• Do this: Show every line that has the string "TypeScript" in it.
+-------+
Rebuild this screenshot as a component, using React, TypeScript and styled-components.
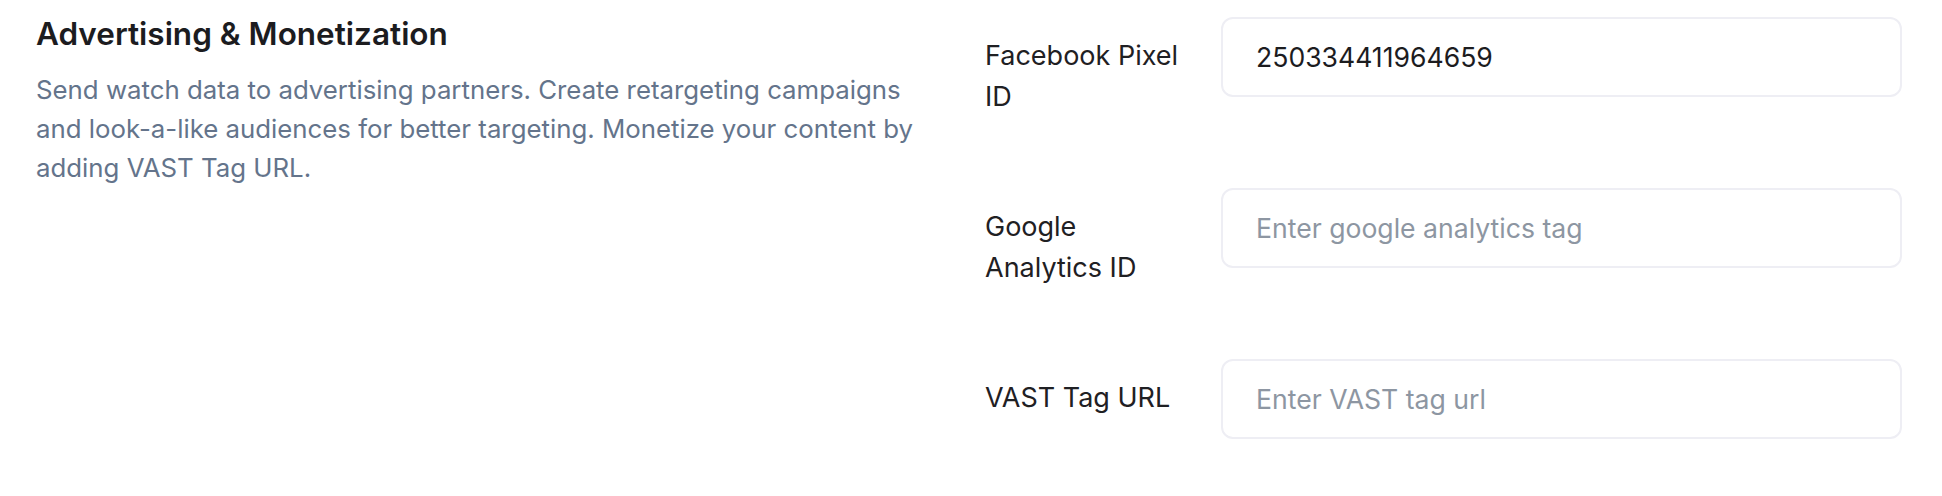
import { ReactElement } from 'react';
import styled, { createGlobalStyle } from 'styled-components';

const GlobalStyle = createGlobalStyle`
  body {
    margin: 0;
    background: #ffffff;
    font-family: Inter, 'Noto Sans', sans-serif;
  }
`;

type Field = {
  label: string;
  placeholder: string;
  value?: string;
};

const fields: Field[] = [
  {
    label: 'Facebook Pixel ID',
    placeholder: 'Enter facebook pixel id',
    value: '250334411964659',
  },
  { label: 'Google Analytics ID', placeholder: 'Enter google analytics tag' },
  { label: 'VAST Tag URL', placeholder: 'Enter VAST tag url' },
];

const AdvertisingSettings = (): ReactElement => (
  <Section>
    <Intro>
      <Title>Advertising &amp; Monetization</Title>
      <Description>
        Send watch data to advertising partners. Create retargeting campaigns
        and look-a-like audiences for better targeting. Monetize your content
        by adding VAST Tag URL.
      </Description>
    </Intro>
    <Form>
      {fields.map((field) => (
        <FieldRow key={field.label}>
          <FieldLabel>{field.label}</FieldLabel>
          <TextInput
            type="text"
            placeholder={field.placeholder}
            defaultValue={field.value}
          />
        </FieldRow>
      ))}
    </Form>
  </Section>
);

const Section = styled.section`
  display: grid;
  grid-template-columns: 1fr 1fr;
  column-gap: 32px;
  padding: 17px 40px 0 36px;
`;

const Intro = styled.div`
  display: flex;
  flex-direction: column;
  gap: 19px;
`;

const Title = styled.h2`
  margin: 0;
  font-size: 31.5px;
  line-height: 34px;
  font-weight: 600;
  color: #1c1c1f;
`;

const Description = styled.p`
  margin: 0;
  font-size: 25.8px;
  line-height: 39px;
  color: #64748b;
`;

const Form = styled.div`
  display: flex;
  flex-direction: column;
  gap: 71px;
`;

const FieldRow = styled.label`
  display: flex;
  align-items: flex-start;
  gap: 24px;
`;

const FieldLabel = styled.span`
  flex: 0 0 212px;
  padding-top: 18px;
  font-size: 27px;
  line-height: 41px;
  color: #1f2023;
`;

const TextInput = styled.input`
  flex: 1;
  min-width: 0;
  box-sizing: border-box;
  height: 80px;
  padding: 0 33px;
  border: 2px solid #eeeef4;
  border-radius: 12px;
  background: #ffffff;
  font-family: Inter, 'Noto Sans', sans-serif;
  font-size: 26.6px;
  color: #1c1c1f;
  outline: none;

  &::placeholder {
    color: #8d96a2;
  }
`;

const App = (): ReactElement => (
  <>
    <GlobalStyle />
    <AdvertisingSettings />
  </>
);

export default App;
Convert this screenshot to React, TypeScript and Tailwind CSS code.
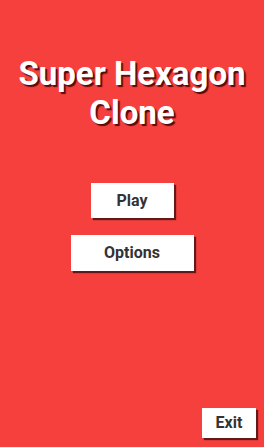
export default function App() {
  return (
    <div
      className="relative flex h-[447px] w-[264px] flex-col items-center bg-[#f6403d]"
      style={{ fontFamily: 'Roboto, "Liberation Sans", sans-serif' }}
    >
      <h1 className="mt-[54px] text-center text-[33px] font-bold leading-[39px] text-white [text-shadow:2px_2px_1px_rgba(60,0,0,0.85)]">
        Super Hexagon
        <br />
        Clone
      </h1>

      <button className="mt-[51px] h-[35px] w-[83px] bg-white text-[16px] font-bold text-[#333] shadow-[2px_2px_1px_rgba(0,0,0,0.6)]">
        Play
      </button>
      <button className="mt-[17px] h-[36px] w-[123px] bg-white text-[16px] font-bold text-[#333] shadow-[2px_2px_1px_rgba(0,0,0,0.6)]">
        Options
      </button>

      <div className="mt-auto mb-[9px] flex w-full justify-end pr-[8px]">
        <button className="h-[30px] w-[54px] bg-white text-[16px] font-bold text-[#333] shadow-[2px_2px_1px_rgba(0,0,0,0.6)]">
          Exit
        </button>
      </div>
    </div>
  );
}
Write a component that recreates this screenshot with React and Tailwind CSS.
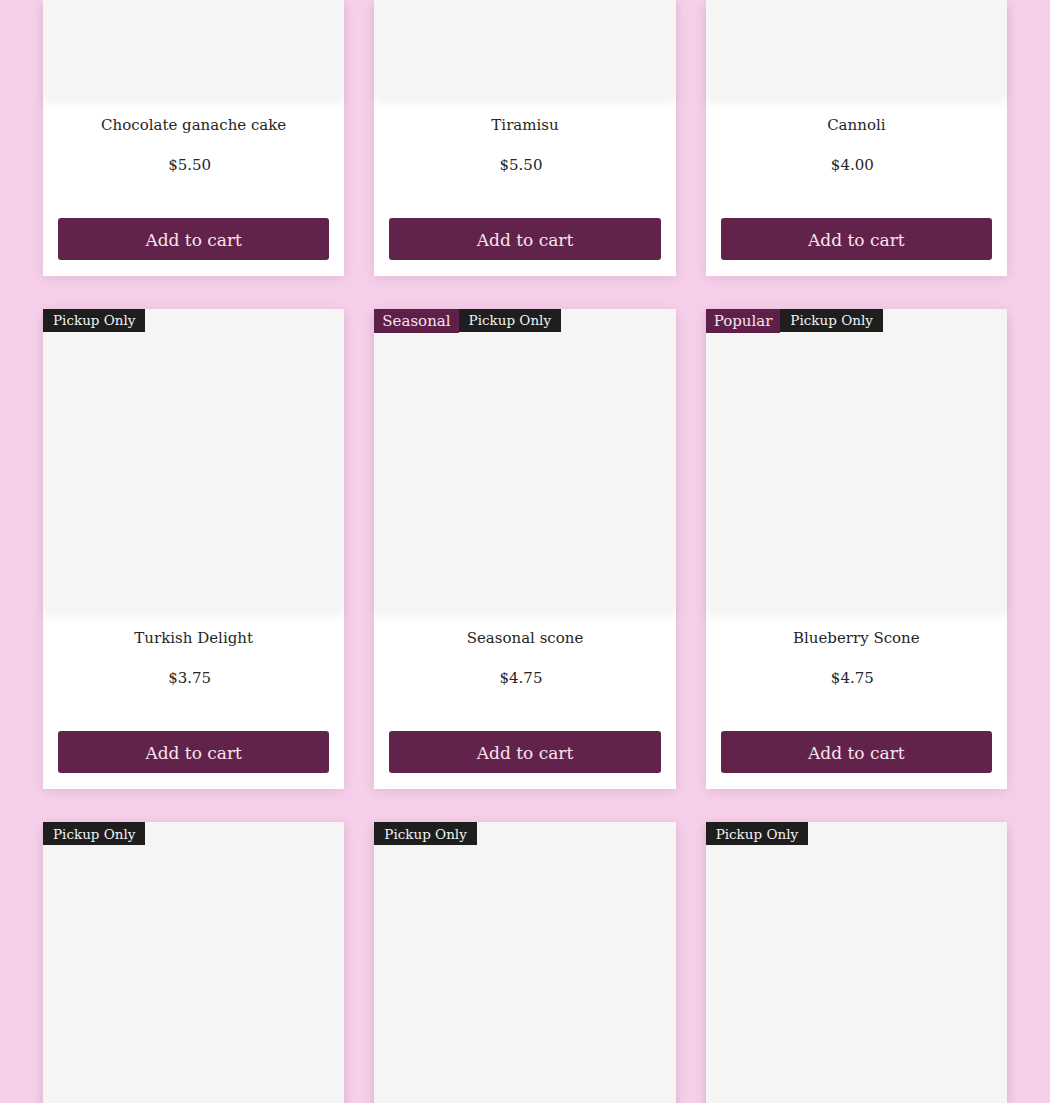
+-------+
• Problem solution:
Rebuild this screenshot as a component, using React, TypeScript and styled-components.
Convert this screenshot to React, TypeScript and Tailwind CSS code.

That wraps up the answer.